### What to do
Return the whole listing, line for line, without the pictures in it.

### Given material
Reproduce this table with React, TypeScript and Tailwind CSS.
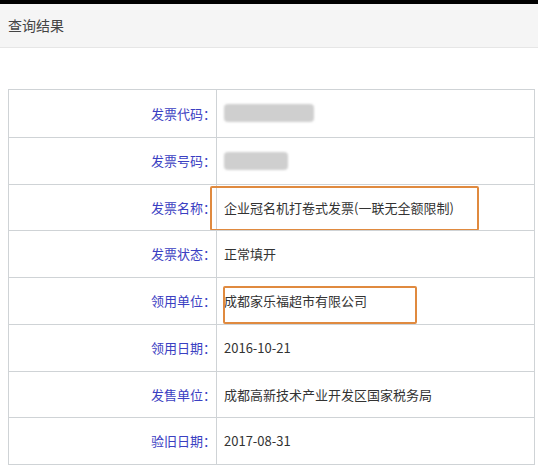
const rows: { label: string; value?: string; blur?: number; box?: 'wide' | 'narrow' }[] = [
    { label: '发票代码', blur: 90 },
    { label: '发票号码', blur: 64 },
    { label: '发票名称', value: '企业冠名机打卷式发票(一联无全额限制)', box: 'wide' },
    { label: '发票状态', value: '正常填开' },
    { label: '领用单位', value: '成都家乐福超市有限公司', box: 'narrow' },
    { label: '领用日期', value: '2016-10-21' },
    { label: '发售单位', value: '成都高新技术产业开发区国家税务局' },
    { label: '验旧日期', value: '2017-08-31' },
];

export default function App() {
    return (
        <div
            className="w-[538px] h-[471px] bg-white overflow-hidden text-[13px] text-[#333]"
            style={{ fontFamily: '"Noto Sans CJK SC", "Liberation Sans", sans-serif' }}
        >
            <div className="h-[4px] bg-black" />
            <div className="h-[44px] bg-[#f5f5f5] border-b border-[#e6e6e6] flex items-center pl-[8px] text-[14px] text-[#444]">
                查询结果
            </div>

            <div className="mt-[41px] ml-[8px] w-[527px] border border-[#cfd3d6]">
                {rows.map((r, i) => (
                    <div
                        key={r.label}
                        className={`relative flex h-[46.75px] ${i > 0 ? 'border-t border-[#cfd3d6]' : ''}`}
                    >
                        <div className="w-[208px] shrink-0 flex items-center justify-end border-r border-[#cfd3d6] text-[#3b40c2]">
                            {r.label}：
                        </div>
                        <div className="flex items-center pl-[7px]">
                            {r.blur ? (
                                <div
                                    className="h-[18px] bg-[#cfcfcf] blur-[1px] rounded-sm"
                                    style={{ width: r.blur }}
                                />
                            ) : (
                                r.value
                            )}
                        </div>
                        {r.box === 'wide' && (
                            <div className="absolute left-[201px] top-[1px] w-[269px] h-[45px] border-2 border-[#e08a3f] rounded-[2px]" />
                        )}
                        {r.box === 'narrow' && (
                            <div className="absolute left-[214px] top-[8px] w-[194px] h-[38px] border-2 border-[#e08a3f] rounded-[2px]" />
                        )}
                    </div>
                ))}
            </div>
        </div>
    );
}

### Solution to this task
Reproduce this table with React, TypeScript and Tailwind CSS.
const rows: { label: string; value?: string; blur?: number; box?: 'wide' | 'narrow' }[] = [
    { label: '发票代码', blur: 90 },
    { label: '发票号码', blur: 64 },
    { label: '发票名称', value: '企业冠名机打卷式发票(一联无全额限制)', box: 'wide' },
    { label: '发票状态', value: '正常填开' },
    { label: '领用单位', value: '成都家乐福超市有限公司', box: 'narrow' },
    { label: '领用日期', value: '2016-10-21' },
    { label: '发售单位', value: '成都高新技术产业开发区国家税务局' },
    { label: '验旧日期', value: '2017-08-31' },
];

export default function App() {
    return (
        <div
            className="w-[538px] h-[471px] bg-white overflow-hidden text-[13px] text-[#333]"
            style={{ fontFamily: '"Noto Sans CJK SC", "Liberation Sans", sans-serif' }}
        >
            <div className="h-[4px] bg-black" />
            <div className="h-[44px] bg-[#f5f5f5] border-b border-[#e6e6e6] flex items-center pl-[8px] text-[14px] text-[#444]">
                查询结果
            </div>

            <div className="mt-[41px] ml-[8px] w-[527px] border border-[#cfd3d6]">
                {rows.map((r, i) => (
                    <div
                        key={r.label}
                        className={`relative flex h-[46.75px] ${i > 0 ? 'border-t border-[#cfd3d6]' : ''}`}
                    >
                        <div className="w-[208px] shrink-0 flex items-center justify-end border-r border-[#cfd3d6] text-[#3b40c2]">
                            {r.label}：
                        </div>
                        <div className="flex items-center pl-[7px]">
                            {r.blur ? (
                                <div
                                    className="h-[18px] bg-[#cfcfcf] blur-[1px] rounded-sm"
                                    style={{ width: r.blur }}
                                />
                            ) : (
                                r.value
                            )}
                        </div>
                        {r.box === 'wide' && (
                            <div className="absolute left-[201px] top-[1px] w-[269px] h-[45px] border-2 border-[#e08a3f] rounded-[2px]" />
                        )}
                        {r.box === 'narrow' && (
                            <div className="absolute left-[214px] top-[8px] w-[194px] h-[38px] border-2 border-[#e08a3f] rounded-[2px]" />
                        )}
                    </div>
                ))}
            </div>
        </div>
    );
}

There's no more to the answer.